Primary aldosteronism (PA) is the commonest cause of endocrine hypertension. Unilateral subtypes of the disease may be effectively cured through adrenalectomy, however challenges implementing with current diagnostic guidelines can result in significant treatment delay.
This retrospective study audits the diagnostic pipeline for PA in the North Sydney Local Health District (NSLHD), including baseline demographics. biochemistry (potassium, aldosterone-renin ratio (ARR)), saline suppression tests (SSTs), adrenal vein sampling (AVS), surgery and histopathology spanning a ten-year period (July 2013 to June 2023). We aimed to identify clinical characteristics associated with unilateral disease at screening outset.
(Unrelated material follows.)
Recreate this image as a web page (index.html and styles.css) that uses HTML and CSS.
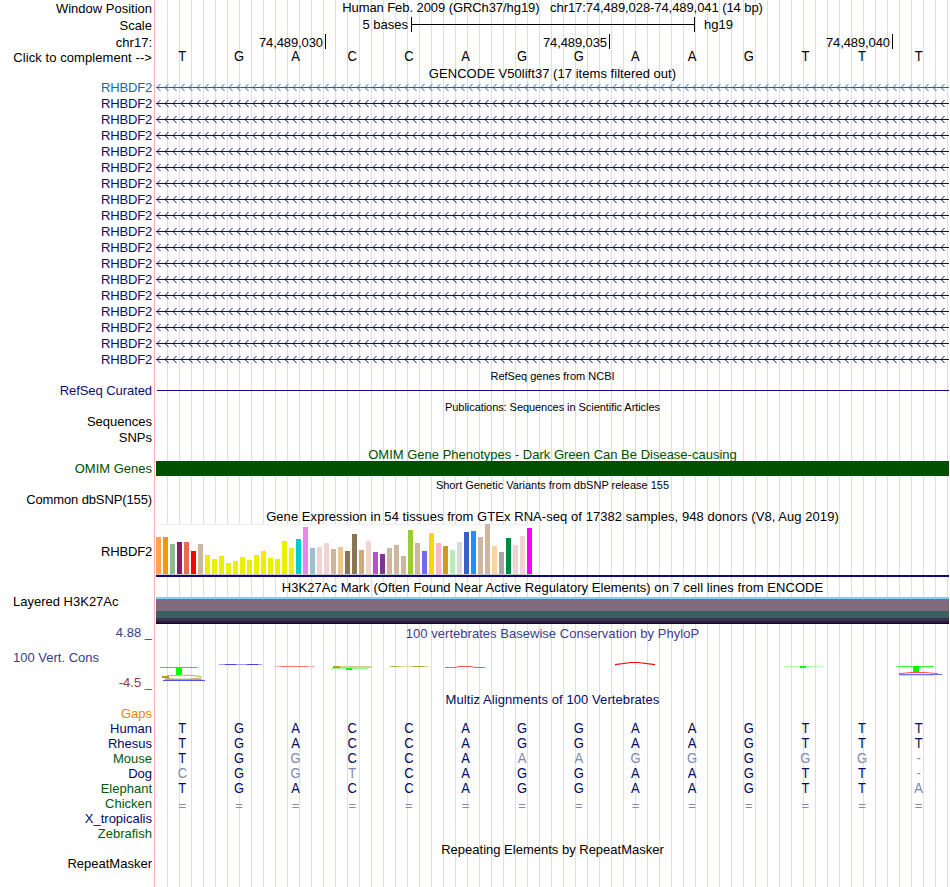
FILE: index.html
```html
<!DOCTYPE html>
<html lang="en">
<head>
<meta charset="utf-8">
<title>Genome Browser chr17:74,489,028-74,489,041</title>
<link rel="stylesheet" href="styles.css">
</head>
<body>
<main class="browser">
  <div class="row h17"><div class="label">Window Position</div><div class="title up t-pos">Human Feb. 2009 (GRCh37/hg19) &nbsp; chr17:74,489,028-74,489,041 (14 bp)</div></div>
  <div class="row h17"><div class="label">Scale</div><div class="scale"><span class="scale-text">5 bases</span><span class="ruler"></span><span class="assembly">hg19</span></div></div>
  <div class="row h16"><div class="label">chr17:</div><div class="ticks"><span class="tick tick-a">74,489,030</span><span class="tick tick-b">74,489,035</span><span class="tick tick-c">74,489,040</span></div></div>
  <div class="row h15"><div class="label t-click">Click to complement --&gt;</div><div class="bases black" data-seq="TGACCAGGAAGTTT"></div></div>
  <div class="row h15"><div></div><div class="title nudge t-gencode">GENCODE V50lift37 (17 items filtered out)</div></div>
  <div id="genes"></div>
  <div class="row h16"><div></div><div class="title small">RefSeq genes from NCBI</div></div>
  <div class="row h14"><div class="label up navy t-curated">RefSeq Curated</div><div class="thin-line"></div></div>
  <div class="row h16"><div></div><div class="title small down t-pub">Publications: Sequences in Scientific Articles</div></div>
  <div class="row h16"><div class="label up">Sequences</div></div>
  <div class="row h16"><div class="label up">SNPs</div></div>
  <div class="row h15"><div></div><div class="title nudge over green">OMIM Gene Phenotypes - Dark Green Can Be Disease-causing</div></div>
  <div class="row h15"><div class="label green">OMIM Genes</div><div class="omim-bar"></div></div>
  <div class="row h17"><div></div><div class="title small down">Short Genetic Variants from dbSNP release 155</div></div>
  <div class="row h15"><div class="label up t-common">Common dbSNP(155)</div></div>
  <div class="row h16"><div></div><div class="title t-gtex">Gene Expression in 54 tissues from GTEx RNA-seq of 17382 samples, 948 donors (V8, Aug 2019)</div></div>
  <div class="row h54"><div class="label gene-name">RHBDF2</div><div class="gtex"><div class="bars" id="bars"></div><div class="gene-model"></div></div></div>
  <div class="row h19"><div></div><div class="title t-h3k">H3K27Ac Mark (Often Found Near Active Regulatory Elements) on 7 cell lines from ENCODE</div></div>
  <div class="row h27"><div class="label left h3k-label">Layered H3K27Ac</div><div class="h3k"></div></div>
  <div class="row h68">
    <div class="cons-labels"><span class="violet">4.88 _</span><span class="violet cons-name">100 Vert. Cons</span><span class="maroon">-4.5 _</span></div>
    <div class="cons">
      <div class="title violet t-phylop">100 vertebrates Basewise Conservation by PhyloP</div>
      <svg class="logo" viewBox="156 644 794 48" width="794" height="48" fill="none">
        <path d="M160 667.5H198" stroke="#00ff00"/><path d="M176 667h6v8h-6z" fill="#00ff00"/>
        <ellipse cx="182.500" cy="677.200" rx="19" ry="2" stroke="#b4b440"/>
        <path d="M162 677h7" stroke="#a0a018" stroke-width="2"/>
        <path d="M165 679.500H202" stroke="#ff8080"/><path d="M163 680.500H205" stroke="#5050ff"/>
        <path d="M219 664.500H262" stroke="#9a9aff"/><path d="M225 664.500H236M247 664.500H258" stroke="#4444ee"/>
        <path d="M275 666.500H315" stroke="#ffb0b0"/><path d="M281 666.500H308" stroke="#ff7070"/>
        <path d="M333 667H372" stroke="#d8d090" stroke-width="2"/><path d="M333 667h7" stroke="#a5a520" stroke-width="2"/><path d="M331 668.500H368" stroke="#90ff90"/><path d="M346 668h6v2h-6z" fill="#00ff00"/>
        <path d="M390 666.500H429" stroke="#d8d890"/><path d="M391 666.500H398M413 666.500H424" stroke="#aaaa30"/>
        <path d="M445 667.500H455L459 666.500H471L475 667.500H485" stroke="#ff5555"/>
        <path d="M615 664.700L631 662.500H638L655 664.700" stroke="#ff0000" stroke-width="1.200"/>
        <path d="M784 666.500H822" stroke="#b0ffb0"/><path d="M800 666h6v2h-6z" fill="#00ff00"/>
        <path d="M897 666.500H934" stroke="#30ff30"/><path d="M913 666h6v6h-6z" fill="#00ff00"/>
        <path d="M899 675.500H934" stroke="#dddda0"/><path d="M899 674.500H942" stroke="#7070ff"/><path d="M899 673.700L911 672.500H925L938 673.700" stroke="#ff5050"/>
      </svg>
    </div>
  </div>
  <div class="row h14"><div></div><div class="title ink t-multiz">Multiz Alignments of 100 Vertebrates</div></div>
  <div class="row h15"><div class="label orange">Gaps</div></div>
  <div class="row h15"><div class="label ink">Human</div><div class="bases" data-seq="TGACCAGGAAGTTT"></div></div>
  <div class="row h15"><div class="label ink">Rhesus</div><div class="bases" data-seq="TGACCAGGAAGTTT"></div></div>
  <div class="row h15"><div class="label forest">Mouse</div><div class="bases" data-seq="TGgCCAaaggGgg-"></div></div>
  <div class="row h15"><div class="label ink">Dog</div><div class="bases" data-seq="cGgtCAGGAAGTT-"></div></div>
  <div class="row h15"><div class="label forest">Elephant</div><div class="bases" data-seq="TGACCAGGAAGTTa"></div></div>
  <div class="row h15"><div class="label forest">Chicken</div><div class="bases gap-row" data-seq="=============="></div></div>
  <div class="row h15"><div class="label ink">X_tropicalis</div></div>
  <div class="row h15"><div class="label forest">Zebrafish</div></div>
  <div class="row h16"><div></div><div class="title">Repeating Elements by RepeatMasker</div></div>
  <div class="row h15"><div class="label up">RepeatMasker</div></div>
</main>
<script src="tracks.js"></script>
</body>
</html>
```
FILE: styles.css
```css
body { margin: 0; background: #fff; color: #000; font: 13px/15px "Liberation Sans", Arial, sans-serif; overflow: hidden; }
.browser {
  width: 949px; height: 887px;
  background:
    linear-gradient(#ffb0b0, #ffb0b0) 154px 0 / 1px 100% no-repeat,
    repeating-linear-gradient(to right, #dcdcf8 0 1px, transparent 1px 12px) 167px 0 / 782px 100% no-repeat;
}
.row { display: grid; grid-template-columns: 152px 793px; column-gap: 4px; }
.h14 { height: 14px; } .h15 { height: 15px; } .h16 { height: 16px; } .h17 { height: 17px; }
.h19 { height: 19px; } .h27 { height: 27px; } .h54 { height: 54px; } .h68 { height: 68px; }
.label { text-align: right; align-self: center; white-space: nowrap; }
.left { text-align: left; padding-left: 13px; }
.title { text-align: center; align-self: center; white-space: nowrap; }
.small { font-size: 11px; }
.up { margin-top: -2px; }
.down { margin-top: 2px; }
.nudge { margin-top: 1px; }
.over { position: relative; z-index: 1; }
.navy { color: #0c0c78; } .blue { color: #0c6caf; } .green { color: #005000; }
.ink { color: #000a64; } .forest { color: #005a0a; } .orange { color: #e68a00; }
.violet { color: #3c3c8c; } .maroon { color: #8c3c3c; }

.t-pos { letter-spacing: -0.075px; }
.t-click { letter-spacing: 0.08px; }
.t-gencode { letter-spacing: 0.04px; }
.t-curated { letter-spacing: -0.07px; }
.t-pub { letter-spacing: -0.06px; }
.t-common { letter-spacing: -0.12px; }
.t-gtex { letter-spacing: 0.06px; }
.t-h3k { letter-spacing: 0.045px; }
.t-phylop { letter-spacing: 0.03px; }
.t-multiz { letter-spacing: 0.08px; }
.gene-name { letter-spacing: -0.17px; }

.scale { display: flex; }
.scale-text { width: 252px; text-align: right; padding-right: 3px; }
.ruler { width: 282px; height: 15px; border: solid #000; border-width: 0 1px; background: linear-gradient(#000, #000) 0 7px / 100% 1px no-repeat; }
.assembly { padding-left: 9px; }
.ticks { display: flex; }
.tick { box-sizing: border-box; height: 15px; border-right: 1px solid #000; padding-right: 2px; text-align: right; line-height: 18px; letter-spacing: -0.1px; }
.tick-a { width: 170px; } .tick-b { width: 284px; } .tick-c { width: 283px; }

.bases { display: grid; grid-template-columns: repeat(14, 56.650px); margin-left: -2px; text-align: center; color: #000a64; align-self: center; transform: scaleY(1.07); }
.bases.black { color: #000; margin-top: -2px; }
.bases.gap-row { margin: 2px 0 -2px -2px; transform: none; }
.bases .faint { color: #8088b4; }

.arrows { display: block; }
.thin-line { height: 1px; margin: 6px 0 0 1px; background: #0c0c78; }
.omim-bar { background: #005000; }
.gtex { display: flex; flex-direction: column; }
.bars { box-sizing: border-box; display: flex; align-items: flex-end; gap: 2px; width: 377px; height: 51px; background: #fff; border-bottom: 1px solid #ccc; box-shadow: inset 0 1px #f0f0f0; }
.bar { width: 5px; }
.gene-model { height: 2px; background: #0c0c78; }
.h3k { background: linear-gradient(#82cfff 0 2px, #816a7e 2px 14px, #3c6062 14px 21px, #3c2f55 21px 24px, #2d1840 24px 26px, #180820 26px); }
.h3k-label { margin-top: -19px; }
.cons-labels { display: flex; flex-direction: column; text-align: right; padding-top: 1px; }
.cons-name { text-align: left; padding: 10px 0 10px 13px; }
.cons { display: flex; flex-direction: column; }
.cons .title { align-self: stretch; height: 18px; padding-top: 2px; }
.logo { display: block; }
```
FILE: tracks.js
```js
const genes = document.getElementById('genes');
for (let i = 0; i < 18; i++) {
  const cls = i === 0 ? 'blue' : 'navy';
  let wings = '';
  for (let x = 157; x < 949; x += 8) wings += `M${x + 3.5} 4L${x} 7.5L${x + 3.5} 11`;
  genes.insertAdjacentHTML('beforeend',
    `<div class="row h16"><div class="label up gene-name ${cls}">RHBDF2</div>` +
    `<svg class="arrows ${cls}" viewBox="156 0 793 16" width="793" height="16" fill="none" stroke="currentColor"><path d="M156 7.5H949"/><path d="${wings}"/></svg></div>`);
}

document.querySelectorAll('.bases').forEach(el => {
  for (const c of el.dataset.seq) {
    const cell = document.createElement('span');
    cell.textContent = c.toUpperCase();
    if (!/[A-Z]/.test(c)) cell.className = 'faint';
    el.append(cell);
  }
});

const yellow = '#eeee00', tan = '#cdb79e', rose = '#eed5d2';
const tissues = [
  [37, '#ffa54f'], [37, '#ee9a00'], [30, '#8fbc8f'], [32, '#8b1c62'], [32, '#ee6a50'], [23, '#ff0000'], [30, tan],
  [19, yellow], [15, yellow], [18, yellow], [11, yellow], [13, yellow], [17, yellow], [14, yellow], [19, yellow],
  [23, yellow], [16, yellow], [15, yellow], [33, yellow], [26, yellow], [35, '#00cdcd'], [47, '#ee82ee'],
  [26, '#9ac0cd'], [27, rose], [31, rose], [25, tan], [27, '#eec591'], [23, '#8b7355'], [40, '#8b7355'],
  [24, '#cdaa7d'], [33, rose], [22, '#b452cd'], [20, '#7a378b'], [26, tan], [29, tan], [18, tan], [44, '#9acd32'],
  [31, tan], [23, '#7a67ee'], [41, '#ffd700'], [31, '#ffb6c1'], [28, '#cd9b1d'], [24, '#b4eeb4'], [32, '#d9d9d9'],
  [42, '#3a5fcd'], [43, '#1e90ff'], [37, tan], [50, tan], [28, '#ffd39b'], [22, '#a6a6a6'], [36, '#008b45'],
  [29, rose], [38, rose], [46, '#ff00ff']
];
document.getElementById('bars').innerHTML =
  tissues.map(([h, c]) => `<span class="bar" style="height:${h}px;background:${c}"></span>`).join('');
```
Data was extracted from electronic medical records, local pathology, imaging and surgical databases and divided into stepwise cohorts along the diagnostic pipeline. For the purposes of this study, unilateral PA was defined as lateralization on AVS together with histopathology consistent with an aldosterone-producing lesion. Both univariate and multivariate logistic regression were performed to identify significant characteristics associated with unilateral PA.
191 SSTs, 191 AVSs and 124 adrenalectomies were included in the study. On multivariate analysis, lower serum potassium level (OR 3.97; 95% CI 1.50-11.73) and higher ARR (OR 0.996; 95% CI 0.993-0.998) were both independently associated with unilateral PA. Area under the receiver operating characteristic curve of this combined model was 0.80 (CI 0.72-0.88).
The biochemical characteristics of ARR and serum potassium were identified as significantly associated with unilateral disease. These findings may inform the future development of clinical decision-making tools to accelerate surgically curable patients through the diagnostic pipeline.